» **Description of the task**: Find the string "components" in the entries and copy each line that has it.
═══ Dataset entries
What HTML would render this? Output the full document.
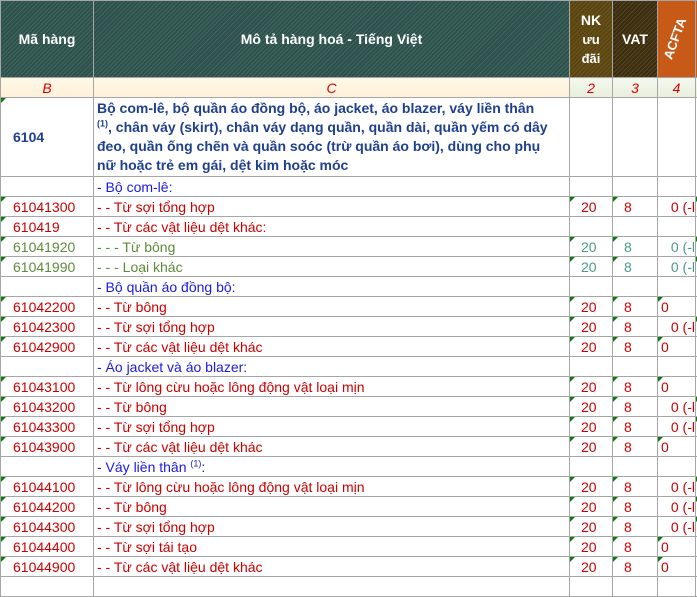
<!DOCTYPE html>
<html><head><meta charset="utf-8"><style>
body{margin:0;width:697px;height:579px;overflow:hidden;background:#fff;font-family:"Liberation Sans",Arial,sans-serif;}
table{border-collapse:collapse;table-layout:fixed;position:absolute;left:0;top:0;width:705px;}
td{border:1px solid #a6a6a6;padding:0;font-size:14px;height:19px;white-space:nowrap;overflow:hidden;position:relative;}
.h{height:76px;color:#fff;font-weight:bold;font-size:14px;text-align:center;
background:repeating-linear-gradient(135deg,#2f4f4f 0 2px,#3e6a5a 2px 3px);}
.nk{background:repeating-linear-gradient(135deg,#5a4510 0 2px,#6b5420 2px 3px);line-height:19px}
.vat{background:repeating-linear-gradient(135deg,#3a2c12 0 2px,#55441c 2px 3px);}
.ac{background:#c85a18;}
.bl td{height:19px;background:linear-gradient(#fff8e6,#fdf0d8);color:#d00;font-style:italic;text-align:center;font-size:14px}
.bl td.g{background:linear-gradient(#f4f8ee,#e6eedc)}
.r td{color:#cc0000}
.o td{color:#5f8a3a}
.o td.n{color:#4a9a8a}
.s td{color:#1a1ae6}
.c{padding-left:12px}
.d{padding-left:3px}
.n{text-align:left;padding-left:11px}
sup{font-size:9px;line-height:0}
.t::before{content:"";position:absolute;left:0;top:0;border-top:5px solid #0a7a0a;border-right:5px solid transparent;}
</style></head><body>
<table>
<colgroup><col style="width:93px"><col style="width:476px"><col style="width:43px"><col style="width:45px"><col style="width:38px"><col style="width:10px"></colgroup>
<tr><td class="h">Mã hàng</td><td class="h">Mô tả hàng hoá - Tiếng Việt</td><td class="h nk">NK<br><span style="font-size:13px">ưu<br>đãi</span></td><td class="h vat">VAT</td><td class="h ac"><div style="transform:rotate(-70deg);font-size:13px;margin-left:-4px">ACFTA</div></td><td class="h ac"></td></tr>
<tr class="bl"><td>B</td><td>C</td><td class="g">2</td><td class="g">3</td><td class="g">4</td><td class="g"></td></tr>
<tr><td class="t" style="height:77px;color:#1f3f8f;font-weight:bold;padding-left:12px">6104</td><td style="height:77px;color:#1f3f8f;font-weight:bold;padding:1px 2px 0 3px;line-height:19px;vertical-align:top">Bộ com-lê, bộ quần áo đồng bộ, áo jacket, áo blazer, váy liền thân<br><sup>(1)</sup>, chân váy (skirt), chân váy dạng quần, quần dài, quần yếm có dây<br>đeo, quần ống chẽn và quần soóc (trừ quần áo bơi), dùng cho phụ<br>nữ hoặc trẻ em gái, dệt kim hoặc móc</td><td></td><td></td><td></td><td></td></tr>
<tr class="s"><td></td><td class="d">- Bộ com-lê:</td><td></td><td></td><td></td><td></td></tr>
<tr class="r"><td class="c t">61041300</td><td class="d">- - Từ sợi tổng hợp</td><td class="n t">20</td><td class="n t">8</td><td style="text-align:right">0 (-l</td><td class="t"></td></tr>
<tr class="r"><td class="c t">610419</td><td class="d">- - Từ các vật liệu dệt khác:</td><td></td><td></td><td></td><td></td></tr>
<tr class="o"><td class="c t">61041920</td><td class="d">- - - Từ bông</td><td class="n t">20</td><td class="n t">8</td><td class="n" style="text-align:right">0 (-l</td><td class="t"></td></tr>
<tr class="o"><td class="c t">61041990</td><td class="d">- - - Loại khác</td><td class="n t">20</td><td class="n t">8</td><td class="n" style="text-align:right">0 (-l</td><td class="t"></td></tr>
<tr class="s"><td></td><td class="d">- Bộ quần áo đồng bộ:</td><td></td><td></td><td></td><td></td></tr>
<tr class="r"><td class="c t">61042200</td><td class="d">- - Từ bông</td><td class="n t">20</td><td class="n t">8</td><td class="d t">0</td><td></td></tr>
<tr class="r"><td class="c t">61042300</td><td class="d">- - Từ sợi tổng hợp</td><td class="n t">20</td><td class="n t">8</td><td style="text-align:right">0 (-l</td><td class="t"></td></tr>
<tr class="r"><td class="c t">61042900</td><td class="d">- - Từ các vật liệu dệt khác</td><td class="n t">20</td><td class="n t">8</td><td class="d t">0</td><td></td></tr>
<tr class="s"><td></td><td class="d">- Áo jacket và áo blazer:</td><td></td><td></td><td></td><td></td></tr>
<tr class="r"><td class="c t">61043100</td><td class="d">- - Từ lông cừu hoặc lông động vật loại mịn</td><td class="n t">20</td><td class="n t">8</td><td class="d t">0</td><td></td></tr>
<tr class="r"><td class="c t">61043200</td><td class="d">- - Từ bông</td><td class="n t">20</td><td class="n t">8</td><td style="text-align:right">0 (-l</td><td class="t"></td></tr>
<tr class="r"><td class="c t">61043300</td><td class="d">- - Từ sợi tổng hợp</td><td class="n t">20</td><td class="n t">8</td><td style="text-align:right">0 (-l</td><td class="t"></td></tr>
<tr class="r"><td class="c t">61043900</td><td class="d">- - Từ các vật liệu dệt khác</td><td class="n t">20</td><td class="n t">8</td><td class="d t">0</td><td></td></tr>
<tr class="s"><td></td><td class="d">- Váy liền thân <sup>(1)</sup>:</td><td></td><td></td><td></td><td></td></tr>
<tr class="r"><td class="c t">61044100</td><td class="d">- - Từ lông cừu hoặc lông động vật loại mịn</td><td class="n t">20</td><td class="n t">8</td><td style="text-align:right">0 (-l</td><td class="t"></td></tr>
<tr class="r"><td class="c t">61044200</td><td class="d">- - Từ bông</td><td class="n t">20</td><td class="n t">8</td><td style="text-align:right">0 (-l</td><td class="t"></td></tr>
<tr class="r"><td class="c t">61044300</td><td class="d">- - Từ sợi tổng hợp</td><td class="n t">20</td><td class="n t">8</td><td style="text-align:right">0 (-l</td><td class="t"></td></tr>
<tr class="r"><td class="c t">61044400</td><td class="d">- - Từ sợi tái tạo</td><td class="n t">20</td><td class="n t">8</td><td class="d t">0</td><td></td></tr>
<tr class="r"><td class="c t">61044900</td><td class="d">- - Từ các vật liệu dệt khác</td><td class="n t">20</td><td class="n t">8</td><td class="d t">0</td><td></td></tr>
<tr><td></td><td></td><td></td><td></td><td></td><td></td></tr>
</table>
</body></html>
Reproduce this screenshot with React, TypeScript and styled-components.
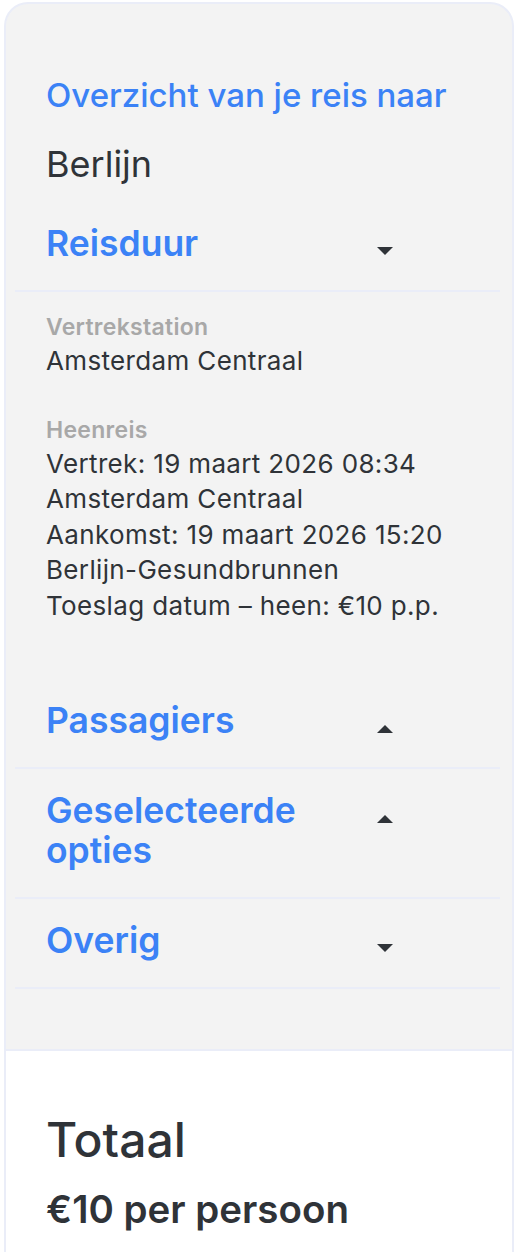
import React from 'react';
import styled, { createGlobalStyle } from 'styled-components';

const GlobalStyle = createGlobalStyle`
  body {
    margin: 0;
    background: #ffffff;
    font-family: Inter, "Noto Sans", sans-serif;
    color: #2f3338;
  }
`;

const Page = styled.div`
  padding: 2px 12px 0 4px;
`;

const Card = styled.div`
  border: 2px solid #eaedf8;
  border-bottom: none;
  border-radius: 24px 24px 0 0;
  overflow: hidden;
  background: #f3f3f3;
`;

const Summary = styled.div`
  padding: 70px 0 60px;
`;

const Intro = styled.div`
  padding: 0 40px 16px;
`;

const Eyebrow = styled.h2`
  margin: 0;
  font-size: 33px;
  line-height: 42px;
  font-weight: 500;
  color: #3b82f6;
`;

const Destination = styled.div`
  margin-top: 26px;
  font-size: 36px;
  line-height: 44px;
  font-weight: 400;
  color: #2f3338;
`;

const Section = styled.div``;

const Header = styled.div<{ $divider?: boolean }>`
  display: flex;
  align-items: flex-start;
  margin: 0 12px 0 9px;
  padding: 22px 0 26px 31px;
  border-bottom: ${(p) => (p.$divider ? '2px solid #eaedf8' : 'none')};
`;

const Title = styled.h3`
  margin: 0;
  flex: 0 0 326px;
  font-size: 35.5px;
  line-height: 40px;
  font-weight: 600;
  color: #3b82f6;
`;

const Caret = styled.span<{ $up?: boolean }>`
  width: 0;
  height: 0;
  margin-top: ${(p) => (p.$up ? '24px' : '23px')};
  margin-left: 5px;
  border-left: 8px solid transparent;
  border-right: 8px solid transparent;
  ${(p) =>
    p.$up ? 'border-bottom: 8px solid #2f3338;' : 'border-top: 8px solid #2f3338;'}
`;

const Details = styled.div`
  padding: 19px 40px 56px;
`;

const Group = styled.div`
  & + & {
    margin-top: 35px;
  }
`;

const Label = styled.div`
  font-size: 23px;
  line-height: 32px;
  font-weight: 600;
  letter-spacing: 0.3px;
  color: #a8a8a8;
`;

const Value = styled.div`
  font-size: 26px;
  line-height: 35.5px;
  letter-spacing: 0.35px;
  color: #2f3338;
`;

const Total = styled.div`
  background: #ffffff;
  border-top: 2px solid #eaedf8;
  padding: 61px 40px 40px;
`;

const TotalLabel = styled.div`
  font-size: 48px;
  line-height: 56px;
  font-weight: 500;
  color: #2f3338;
`;

const TotalValue = styled.div`
  margin-top: 19px;
  font-size: 38.5px;
  line-height: 44px;
  font-weight: 600;
  color: #2f3338;
`;

function App() {
  return (
    <Page>
      <GlobalStyle />
      <Card>
        <Summary>
          <Intro>
            <Eyebrow>Overzicht van je reis naar</Eyebrow>
            <Destination>Berlijn</Destination>
          </Intro>

          <Section>
            <Header $divider>
              <Title>Reisduur</Title>
              <Caret />
            </Header>
            <Details>
              <Group>
                <Label>Vertrekstation</Label>
                <Value>Amsterdam Centraal</Value>
              </Group>
              <Group>
                <Label>Heenreis</Label>
                <Value>Vertrek: 19 maart 2026 08:34</Value>
                <Value>Amsterdam Centraal</Value>
                <Value>Aankomst: 19 maart 2026 15:20</Value>
                <Value>Berlijn-Gesundbrunnen</Value>
                <Value>Toeslag datum – heen: €10 p.p.</Value>
              </Group>
            </Details>
          </Section>

          <Section>
            <Header $divider>
              <Title>Passagiers</Title>
              <Caret $up />
            </Header>
          </Section>
          <Section>
            <Header $divider>
              <Title>Geselecteerde opties</Title>
              <Caret $up />
            </Header>
          </Section>
          <Section>
            <Header $divider>
              <Title>Overig</Title>
              <Caret />
            </Header>
          </Section>
        </Summary>

        <Total>
          <TotalLabel>Totaal</TotalLabel>
          <TotalValue>€10 per persoon</TotalValue>
        </Total>
      </Card>
    </Page>
  );
}

export default App;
══════
» **Correct answer**:
Reproduce this screenshot with React, TypeScript and styled-components.
import styled, { createGlobalStyle } from 'styled-components';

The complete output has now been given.